Tomates del Perelló
La arena que recubre, cerca de las orillas del mar, con suavidad y sin apelmazamiento, la base de las plantas del tomate, logra que se multipliquen las pequeñas raíces, y este hecho -que parece carente de importancia a los ojos profanos- asegura una mayor absorción de los alimentos que porta la tierra, lo que junto a los benéficos rayos del sol, convierten en explosión de color y de sabor el fruto que los italianos llamaron -en un milagro de introspección- pomodoro, manzana de oro, así su entraña fuese roja como un tomate.
Nadie pensaba que el producto traído del Perú por los descubridores sería comestible, sino que sustentaban sus virtudes en lo estético -pequeño, redondeado y de vivo color- ideal para componer un hermoso ramo que adornase las estancias palaciegas.
Pero hete ahí que algunos arriesgados lo ingirieron -pese a las horribles admoniciones médicas, que aseguraban un fatal desenlace para los suicidas- y a partir de esta cata devino el milagro de su multiplicación, el que lo ha situado en lo más alto del ranking del cultivo de hortalizas.
Aunque para que fuese la estrella de las ensaladas hubieron de pasar años. El mismo incontestable Brillat-Savarin, al principio de 1800, en su Almanach des gourmands consideraba que la única posibilidad de comer tomate era habiéndolo convertido previamente en salsa, y así, decía: "Esta hortaliza o fruta, o como se la quiera llamar, era casi desconocida en París hace quince años... Sea como fuera, los tomates son una ventaja para una cocina elaborada. Con ellos se hacen excelentes salsas para acompañar toda clase de carnes".
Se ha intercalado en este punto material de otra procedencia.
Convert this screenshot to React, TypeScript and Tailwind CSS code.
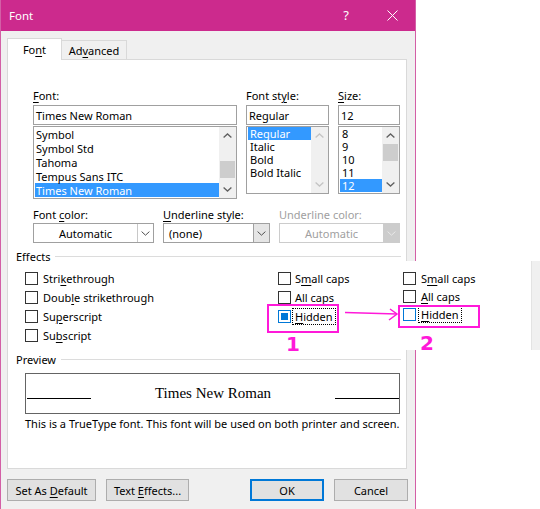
import React from "react";

// access-key underline
function U({ children }: { children: React.ReactNode }) {
  return <span className="underline underline-offset-2">{children}</span>;
}

function Chevron({ dir, color }: { dir: "up" | "down"; color: string }) {
  return (
    <svg width="9" height="5" viewBox="0 0 9 5" fill="none">
      <path
        d={dir === "up" ? "M0.6 4.4 L4.5 0.9 L8.4 4.4" : "M0.6 0.6 L4.5 4.1 L8.4 0.6"}
        stroke={color}
        strokeWidth="1.3"
      />
    </svg>
  );
}

function ScrollBar({ thumb, disabled }: { thumb?: string; disabled?: boolean }) {
  const c = disabled ? "#c4c4c4" : "#606060";
  return (
    <div className="w-[17px] h-full bg-[#f0f0f0] flex flex-col shrink-0">
      <div className="h-[17px] flex items-center justify-center">
        <Chevron dir="up" color={c} />
      </div>
      <div className="flex-1">
        {thumb && <div className={`ml-px w-[15px] h-[17px] bg-[#cdcdcd] ${thumb}`} />}
      </div>
      <div className="h-[17px] flex items-center justify-center">
        <Chevron dir="down" color={c} />
      </div>
    </div>
  );
}

function ListItem({ text, sel, cls }: { text: string; sel?: boolean; cls: string }) {
  return (
    <div className={`${cls} leading-[13px] flex items-center ${sel ? "bg-[#3399ff] text-white" : ""}`}>
      {text}
    </div>
  );
}

function Box({ kind }: { kind?: "mixed" | "focus" }) {
  if (kind === "mixed")
    return (
      <div className="w-[13px] h-[13px] border border-[#0078d7] flex items-center justify-center shrink-0">
        <div className="w-[7px] h-[7px] bg-[#0078d7]" />
      </div>
    );
  if (kind === "focus")
    return <div className="w-[13px] h-[13px] border border-[#0078d7] shrink-0" />;
  return <div className="w-[13px] h-[13px] border border-[#333333] shrink-0" />;
}

function Combo({
  text,
  w,
  center,
  disabled,
  pressed,
}: {
  text: string;
  w: string;
  center?: boolean;
  disabled?: boolean;
  pressed?: boolean;
}) {
  return (
    <div
      className={`${w} h-[20px] flex border ${
        disabled ? "border-[#cccccc] text-[#a0a0a0]" : "border-[#a0a0a0]"
      } bg-white`}
    >
      <div className={`flex-1 flex items-center ${center ? "justify-center" : "pl-[5px]"}`}>{text}</div>
      <div
        className={`w-[16px] flex items-center justify-center border-l ${
          disabled
            ? "bg-[#cccccc] border-[#cccccc]"
            : pressed
            ? "bg-[#e5e5e5] border-[#a0a0a0]"
            : "bg-white border-[#c8c8c8]"
        }`}
      >
        <svg width="9" height="5" viewBox="0 0 9 5" fill="none">
          <path d="M0.6 0.6 L4.5 4.2 L8.4 0.6" stroke={disabled ? "#e8e8e8" : "#505050"} strokeWidth="1" />
        </svg>
      </div>
    </div>
  );
}

function Btn({ w, children, def }: { w: string; children: React.ReactNode; def?: boolean }) {
  return (
    <div
      className={`${w} h-[22px] flex items-center justify-center bg-[#e1e1e1] ${
        def ? "border-2 border-[#0078d7]" : "border border-[#adadad]"
      }`}
    >
      <span>{children}</span>
    </div>
  );
}

export default function App() {
  return (
    <div className="relative w-[540px] h-[509px] bg-white overflow-hidden font-['Noto_Sans',sans-serif] text-[11px] text-black leading-[15px]">
      {/* dialog */}
      <div className="w-[416px] h-[509px] bg-[#f0f0f0] border-x border-[#d35fa6] flex flex-col">
        <div className="h-[31px] bg-[#cc2a8d] flex items-center text-white shrink-0">
          <span className="pl-[8px] text-[11.5px]">Font</span>
          <div className="ml-auto w-[46px] h-full flex items-center justify-center text-[13px]">?</div>
          <div className="w-[46px] h-full flex items-center justify-center">
            <svg width="11" height="11" viewBox="0 0 11 11">
              <path d="M0.5 0.5 L10.5 10.5 M10.5 0.5 L0.5 10.5" stroke="white" strokeWidth="1" />
            </svg>
          </div>
        </div>

        {/* tabs */}
        <div className="flex items-end h-[21px] mt-[7px] ml-[6px]">
          <div className="relative z-10 w-[55px] h-[22px] -mb-px bg-white border border-b-0 border-[#d9d9d9] flex items-center justify-center">
            <span>
              Fo<U>n</U>t
            </span>
          </div>
          <div className="w-[65px] h-[19px] border-t border-r border-[#d9d9d9] flex items-center justify-center">
            <span>
              Ad<U>v</U>anced
            </span>
          </div>
        </div>

        {/* tab panel */}
        <div className="w-[400px] h-[410px] ml-[6px] bg-white border border-[#d9d9d9] flex flex-col shrink-0">
          <div className="flex gap-[9px] pl-[25px] pt-[28px]">
            <div className="w-[204px] flex flex-col">
              <div className="h-[15px]">
                <U>F</U>ont:
              </div>
              <div className="mt-[2px] h-[20px] border border-[#a0a0a0] flex items-center pl-[2px]">
                Times New Roman
              </div>
              <div className="mt-px h-[73px] border border-[#a0a0a0] flex">
                <div className="flex-1 pl-px">
                  {["Symbol", "Symbol Std", "Tahoma", "Tempus Sans ITC"].map((t) => (
                    <ListItem key={t} text={t} cls="h-[14px] pl-px" />
                  ))}
                  <ListItem text="Times New Roman" sel cls="h-[14px] pl-px" />
                </div>
                <ScrollBar thumb="mt-[17px]" />
              </div>
            </div>
            <div className="w-[83px] flex flex-col">
              <div className="h-[15px]">
                Font st<U>y</U>le:
              </div>
              <div className="mt-[2px] h-[20px] border border-[#a0a0a0] flex items-center pl-[2px]">Regular</div>
              <div className="mt-px h-[68px] border border-[#a0a0a0] flex">
                <div className="flex-1 pl-px">
                  <ListItem text="Regular" sel cls="h-[13px] pl-[2px]" />
                  {["Italic", "Bold", "Bold Italic"].map((t) => (
                    <ListItem key={t} text={t} cls="h-[13px] pl-[2px]" />
                  ))}
                </div>
                <ScrollBar disabled />
              </div>
            </div>
            <div className="w-[62px] flex flex-col">
              <div className="h-[15px]">
                <U>S</U>ize:
              </div>
              <div className="mt-[2px] h-[20px] border border-[#a0a0a0] flex items-center pl-[2px]">12</div>
              <div className="mt-px h-[68px] border border-[#a0a0a0] flex">
                <div className="flex-1 pl-px">
                  {["8", "9", "10", "11"].map((t) => (
                    <ListItem key={t} text={t} cls="h-[13px] pl-[2px]" />
                  ))}
                  <ListItem text="12" sel cls="h-[13px] pl-[2px]" />
                </div>
                <ScrollBar thumb="mt-0" />
              </div>
            </div>
          </div>

          {/* color / underline row */}
          <div className="flex gap-[9px] pl-[25px] mt-[8px]">
            <div className="flex flex-col">
              <div className="h-[15px]">
                Font <U>c</U>olor:
              </div>
              <div className="mt-px">
                <Combo text="Automatic" w="w-[121px]" center />
              </div>
            </div>
            <div className="flex flex-col">
              <div className="h-[15px]">
                <U>U</U>nderline style:
              </div>
              <div className="mt-px">
                <Combo text="(none)" w="w-[107px]" pressed />
              </div>
            </div>
            <div className="flex flex-col text-[#a0a0a0]">
              <div className="h-[15px]">Underline color:</div>
              <div className="mt-px">
                <Combo text="Automatic" w="w-[121px]" center disabled />
              </div>
            </div>
          </div>

          {/* effects */}
          <div className="flex items-center h-[15px] mt-[6px] pl-[8px] pr-[5px]">
            <span>Effects</span>
            <div className="flex-1 h-px bg-[#dcdcdc] ml-[5px]" />
          </div>
          <div className="flex pl-[17px] mt-[5px]">
            <div className="w-[253px] flex flex-col">
              <div className="h-[19px] flex items-center gap-[5px]">
                <Box />
                <span>
                  Stri<U>k</U>ethrough
                </span>
              </div>
              <div className="h-[19px] flex items-center gap-[5px]">
                <Box />
                <span>
                  Doub<U>l</U>e strikethrough
                </span>
              </div>
              <div className="h-[19px] flex items-center gap-[5px]">
                <Box />
                <span>
                  Su<U>p</U>erscript
                </span>
              </div>
              <div className="h-[19px] flex items-center gap-[5px]">
                <Box />
                <span>
                  Su<U>b</U>script
                </span>
              </div>
            </div>
            <div className="flex flex-col">
              <div className="h-[19px] flex items-center gap-[4px]">
                <Box />
                <span>
                  S<U>m</U>all caps
                </span>
              </div>
              <div className="h-[19px] flex items-center gap-[4px]">
                <Box />
                <span>
                  <U>A</U>ll caps
                </span>
              </div>
              <div className="h-[19px] flex items-center gap-[1px]">
                <Box kind="mixed" />
                <span className="h-[17px] flex items-center px-[2px] border border-dotted border-black">
                  <span>
                    <U>H</U>idden
                  </span>
                </span>
              </div>
            </div>
          </div>

          {/* preview */}
          <div className="flex items-center h-[15px] mt-[7px] pl-[8px] pr-[5px]">
            <span>Preview</span>
            <div className="flex-1 h-px bg-[#dcdcdc] ml-[5px]" />
          </div>
          <div className="ml-[17px] mt-[6px] w-[375px] h-[41px] border border-[#646464] flex items-center justify-between pl-px">
            <div className="w-[64px] h-px bg-black translate-y-[5px]" />
            <span className="font-['Liberation_Serif',serif] text-[15px]">Times New Roman</span>
            <div className="w-[64px] h-px bg-black translate-y-[5px]" />
          </div>
          <div className="pl-[17px] mt-[2px]">
            This is a TrueType font. This font will be used on both printer and screen.
          </div>
        </div>

        {/* buttons */}
        <div className="flex mt-[10px] ml-[6px]">
          <Btn w="w-[89px]">
            Set As <U>D</U>efault
          </Btn>
          <div className="ml-[10px]">
            <Btn w="w-[83px]">
              Text <U>E</U>ffects...
            </Btn>
          </div>
          <div className="ml-[61px]">
            <Btn w="w-[74px]" def>
              OK
            </Btn>
          </div>
          <div className="ml-[10px]">
            <Btn w="w-[74px]">Cancel</Btn>
          </div>
        </div>
      </div>

      {/* annotation 1 */}
      <div className="absolute left-[267px] top-[304px] w-[72px] h-[29px] border-2 border-[#ff19d9]" />
      <div className="absolute left-[286px] top-[333px] font-['DejaVu_Sans',sans-serif] font-bold text-[20px] leading-[22px] text-[#ff19d9]">
        1
      </div>
      <svg className="absolute left-[340px] top-[304px]" width="62" height="20" viewBox="0 0 62 20" fill="none">
        <path d="M5 8.5 L57 10" stroke="#ff19d9" strokeWidth="1.5" />
        <path d="M50 5 L57 10 L49 16" stroke="#ff19d9" strokeWidth="1.5" />
      </svg>

      {/* pasted second state */}
      <div className="absolute left-[401px] top-[261px] w-[139px] h-[89px] bg-white flex">
        <div className="flex-1 flex flex-col pl-[2px] pt-[8px]">
          <div className="h-[18px] flex items-center gap-[5px]">
            <Box />
            <span>
              S<U>m</U>all caps
            </span>
          </div>
          <div className="h-[18px] flex items-center gap-[5px]">
            <Box />
            <span>
              <U>A</U>ll caps
            </span>
          </div>
          <div className="h-[18px] flex items-center gap-[2px]">
            <Box kind="focus" />
            <span className="h-[17px] flex items-center px-[2px] border border-dotted border-black">
              <span>
                <U>H</U>idden
              </span>
            </span>
          </div>
        </div>
        <div className="w-[9px] h-full bg-[#f0f0f0] border-l border-[#e3e3e3]" />
      </div>
      <div className="absolute left-[398px] top-[305px] w-[82px] h-[23px] border-2 border-[#ff19d9]" />
      <div className="absolute left-[420px] top-[332px] font-['DejaVu_Sans',sans-serif] font-bold text-[20px] leading-[22px] text-[#ff19d9]">
        2
      </div>
    </div>
  );
}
Pero el innegable saber popular, el de aquellos que por lastimoso que parezca no se habían adentrado en la obra y el pensamiento del gastrónomo francés, había descubierto en El Perelló -con sus campos llenos de arena de playa, rica y porosa- que el fruto que allí nacía, pasado por el cuchillo, solo cortado, ora vertical, ora horizontalmente -quizás algunas secciones de través- y aliñado con dorado aceite y blanca sal, impregnaba la boca con los dulces jugos del Mediterráneo, a la vez que, comido al atardecer -mirando al mar en la tierra que lo vio nacer- hacía soñar a los beneficiarios del ágape con los rojos destellos de oro que imaginaron los poetas italianos.